At Bouman Stickney Farmstead Museum - A Traditional Pickle
Sunday, 10 September 2017


Another historical culinary event at the Bouman Stickney Farmstead Museum in Readington Township, New Jersey. Pickling, this time, using what we call cucumbers and were, back then, named cowcumbers.

Susan McLellan Plaisted of Hearth to Home
reviews the receipt.

Ingredients and supplies all lined up.

The basic recipe is familiar, terminology is different.

Choose nice cowcumbers
Let stand for 30 minutes in a pickle of
water and two handfuls of salt

The receipt speaks of the salt and water as a pickle. I think of it as a brine.

Remove, place in colander and gently rinse with water.

This is also different from most other recipes because it does not
call for a pickle (salt & water) strong enough to float a fresh egg.
Also, the cowcumber soak for 30 minutes rather than 24 or 48 hours

Have white wine vinegar heating near fire on the hearth.
Layer cowcumbers in crock with thinly sliced horseradish,

Horseradish plant. It is the roots, scraped and sliced that are used.

and also whole peppercorns, whole cloves, some mace, chopped fennel fronds, and bay leaves

Pour hot vinger over the layers of cowcumbers and seasonings.

then seal the crock with a pig's bladder. An aside from Susan: Mice may gnaw
through the pig bladder. A second layer, of leather, will protect against this.

Susan demonstrates how to inflate a soaked pig's bladder.
More difficult, she says, than blowing up balloons. If you can
find a pig's bladder to begin with, that is. Not easy these days.

This receipt for quick pickled cowcumbers means they are ready
in a week but are not suitable for long term storage all winter.
Perhaps because the vinegar pickle is not poured off daily,
reheated, and then returned to vessel, intensifying the pickle.
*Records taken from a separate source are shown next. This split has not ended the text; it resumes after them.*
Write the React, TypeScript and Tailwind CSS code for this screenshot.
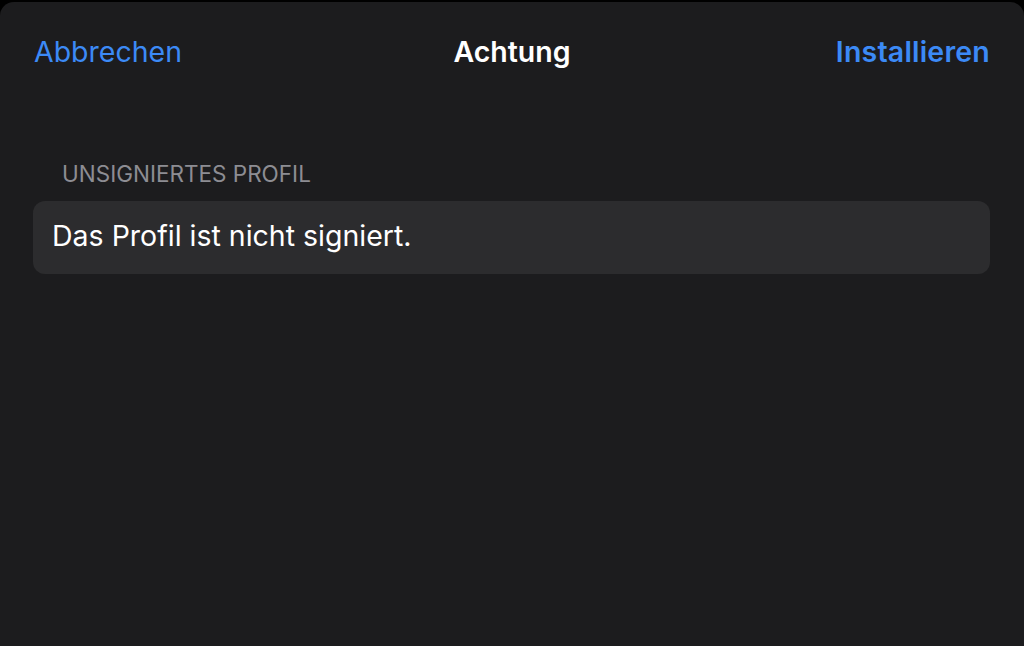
import React from "react";

const App = () => {
    return (
        <div className="w-[1024px] h-[646px] bg-black pt-[2px] overflow-hidden" style={{ fontFamily: "Inter, 'Noto Sans', sans-serif" }}>
            <div className="h-full bg-[#1c1c1e] rounded-t-[14px]">
                <div className="grid grid-cols-3 items-center h-[100px] px-[34px]">
                    <button className="justify-self-start text-[28.5px] text-[#3c8af6]">Abbrechen</button>
                    <h1 className="justify-self-center text-[28.5px] font-semibold text-white">Achtung</h1>
                    <button className="justify-self-end text-[28.5px] font-semibold text-[#3c8af6] tracking-[0.2px]">Installieren</button>
                </div>
                <div className="flex flex-col px-[33px] pt-[61px]">
                    <div className="px-[29px] text-[22.5px] text-[#8d8d93] uppercase leading-none">Unsigniertes Profil</div>
                    <div className="mt-[15px] mr-[1px] h-[73px] flex items-center px-[19px] rounded-[12px] bg-[#2c2c2e]">
                        <span className="text-[28.5px] text-white -mt-[1px]">Das Profil ist nicht signiert.</span>
                    </div>
                </div>
            </div>
        </div>
    );
};

export default App;
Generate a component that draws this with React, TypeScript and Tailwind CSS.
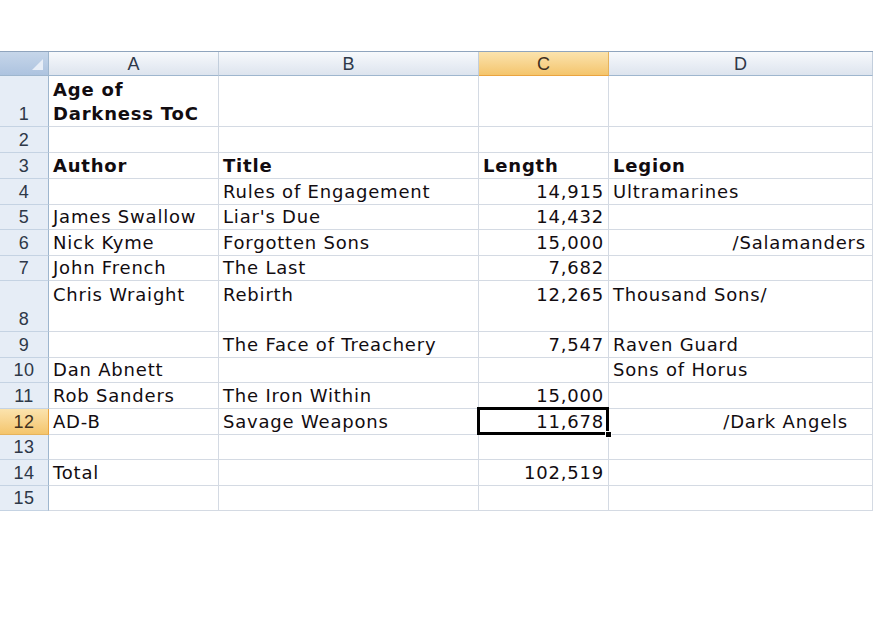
import React from "react";

type Row = {
  n: number;
  h: number;
  a?: string;
  b?: string;
  c?: string;
  d?: string;
  dRight?: string;
  bold?: boolean;
  top?: boolean;
};

const rows: Row[] = [
  { n: 1, h: 51, a: "Age of\nDarkness ToC", bold: true },
  { n: 2, h: 26 },
  { n: 3, h: 26, a: "Author", b: "Title", c: "Length", d: "Legion", bold: true },
  { n: 4, h: 26, b: "Rules of Engagement", c: "14,915", d: "Ultramarines" },
  { n: 5, h: 25, a: "James Swallow", b: "Liar's Due", c: "14,432" },
  { n: 6, h: 26, a: "Nick Kyme", b: "Forgotten Sons", c: "15,000", dRight: "/Salamanders" },
  { n: 7, h: 25, a: "John French", b: "The Last", c: "7,682" },
  { n: 8, h: 51, a: "Chris Wraight", b: "Rebirth", c: "12,265", d: "Thousand Sons/", top: true },
  { n: 9, h: 26, b: "The Face of Treachery", c: "7,547", d: "Raven Guard" },
  { n: 10, h: 25, a: "Dan Abnett", d: "Sons of Horus" },
  { n: 11, h: 26, a: "Rob Sanders", b: "The Iron Within", c: "15,000" },
  { n: 12, h: 26, a: "AD-B", b: "Savage Weapons", c: "11,678", dRight: "/Dark Angels" },
  { n: 13, h: 25 },
  { n: 14, h: 26, a: "Total", c: "102,519" },
  { n: 15, h: 25 },
];

const cols = [
  { key: "A", w: "w-[170px]" },
  { key: "B", w: "w-[260px]" },
  { key: "C", w: "w-[130px]" },
  { key: "D", w: "flex-1" },
];

const Cell = ({
  w,
  text,
  right,
  bold,
  top,
  pr,
}: {
  w: string;
  text?: string;
  right?: boolean;
  bold?: boolean;
  top?: boolean;
  pr?: string;
}) => (
  <div
    className={`${w} shrink-0 flex flex-col border-r border-b border-[#d4dae3] px-[4px] ${
      top ? "justify-start pt-[2px]" : "justify-end"
    } ${right ? "items-end" : "items-start"} ${pr ?? ""}`}
  >
    {text &&
      text.split("\n").map((line) => (
        <span
          key={line}
          className={`leading-[24px] whitespace-nowrap ${bold ? "font-bold" : ""}`}
        >
          {line}
        </span>
      ))}
  </div>
);

export default function App() {
  return (
    <div
      className="w-[873px] h-[627px] bg-white overflow-hidden pt-[51px] text-[18px] tracking-[0.8px] text-[#120c10]"
      style={{ fontFamily: '"DejaVu Sans", Verdana, sans-serif' }}
    >
      {/* column headers */}
      <div className="flex h-[25px] border-t border-[#8fa4bd]">
        <div className="w-[49px] shrink-0 relative bg-gradient-to-b from-[#c6d6ea] to-[#adc3df] border-r border-b border-[#9eb6ce]">
          <div className="absolute right-[5px] bottom-[5px] w-0 h-0 border-l-[11px] border-l-transparent border-b-[11px] border-b-[#e8eef7]" />
        </div>
        {cols.map((c) => (
          <div
            key={c.key}
            className={`${c.w} shrink-0 flex items-center justify-center pt-[1px] text-[18px] tracking-normal border-r border-b ${
              c.key === "C"
                ? "bg-gradient-to-b from-[#fbe3ad] to-[#f4c56c] border-r-[#e6b35c] border-b-[#eaa440] text-[#3e3020]"
                : "bg-gradient-to-b from-[#f7f9fc] to-[#dde4ee] border-r-[#c2cedc] border-b-[#9eb6ce] text-[#2e3848]"
            }`}
            style={{ fontFamily: '"Liberation Sans", Arial, sans-serif' }}
          >
            {c.key}
          </div>
        ))}
      </div>

      {rows.map((r) => (
        <div key={r.n} className="flex" style={{ height: r.h }}>
          <div
            className={`w-[49px] shrink-0 flex items-end justify-center leading-[24px] text-[18px] tracking-[0.5px] border-r border-b ${
              r.n === 12
                ? "bg-gradient-to-b from-[#fbe3ad] to-[#f4c56c] border-r-[#eaa440] border-b-[#e6b35c] text-[#3e3020]"
                : "bg-[#e6edf6] border-r-[#9eb6ce] border-b-[#c5d3e3] text-[#2e3848]"
            }`}
            style={{ fontFamily: '"Liberation Sans", Arial, sans-serif' }}
          >
            {r.n}
          </div>
          <Cell w="w-[170px]" text={r.a} bold={r.bold} top={r.top} />
          <Cell w="w-[260px]" text={r.b} bold={r.bold} top={r.top} />
          {r.n === 12 ? (
            <div className="w-[130px] shrink-0 relative flex flex-col justify-end items-end border-r border-b border-[#d4dae3] px-[4px]">
              <span className="leading-[24px]">{r.c}</span>
              <div className="absolute -left-[2px] -top-[2px] -right-[1px] -bottom-[1px] border-[3px] border-black" />
              <div className="absolute -right-[4px] -bottom-[4px] w-[7px] h-[7px] bg-black border border-white" />
            </div>
          ) : (
            <Cell
              w="w-[130px]"
              text={r.c}
              right={!r.bold}
              bold={r.bold}
              top={r.top}
            />
          )}
          {r.dRight ? (
            <Cell
              w="flex-1"
              text={r.dRight}
              right
              pr={r.n === 6 ? "pr-[6px]" : "pr-[24px]"}
            />
          ) : (
            <Cell w="flex-1" text={r.d} bold={r.bold} top={r.top} />
          )}
        </div>
      ))}
    </div>
  );
}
A week ago Susan had prepared a batch
of these - as the receipt names them -
most delicious cowcumber pickles
so we could sample them.

For modern tastes these were very sour. Modern receipes, even for sour pickles, have some sugar to temper the sharpness. Consider, though, their diet, back then. Fatty meat, salted and brined meat, few vegetables in winter. The crisp, sharp, bite of these most delicious cowcumbers would have been a welcome tonic.